According to documents obtained by The Gateway under Alberta’s Freedom of Information and Protection of Privacy Act, students also objected to how the discussions were handled.

In a Jan. 16 email from former SU President Rory Tighe to Dima Utgoff, director of Residence Services, Tighe expressed concern that the process used to move the proposal forward contradicted a 2009 agreement between Residence Services and Lister.

“I don’t believe that the spirit of the discussions has been upheld,” wrote Tighe, who was LHSA president in the 2009-10 academic year.

“It is incredibly frustrating for me, having spent so much time working on them, to see this happen so soon after they occurred.”

Residence Services formally proposed the staffing models in early Dec. 2011, and planned to have one approved at a Jan. 18 meeting of its Residence Services Management Group. Neither the SU nor LHSA normally held membership on it.
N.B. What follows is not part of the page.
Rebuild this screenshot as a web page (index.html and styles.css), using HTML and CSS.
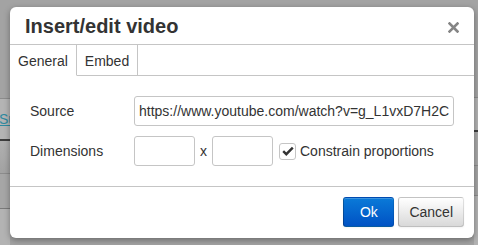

Tighe, in his email, requested that the ELMT meet to discuss and decide it instead.

In meetings Residence Services had with the LHSA — Jan. 9 with its executives and Jan. 15 with the Joint Council — the proposed timelines were questioned. Discussions were so heated during the Joint Council meeting that a council member later emailed Residence Services to apologize for his remarks.

LHSA president Michael McPhillips wrote to Robinson and Utgof in a Jan. 31 email, suggesting that residents would lose influence, power and accountability from Residence Services to the LHSA in discipline issues. He was also concerned about the LHSA’s “disintegration.”

“I honestly feel that (Residence Services’) plan to create the models next year is an attempt to take advantage of the turnover within the LHSA so that they don’t receive the same resistance,” he wrote.

Despite the intensity of January’s discussions, both the SU and the administration disagree whether it amounted to “consultation.”

“For sure, it’s definitely a related topic, but this is a completely different suite of changes being brought forward now,” said Yamagishi.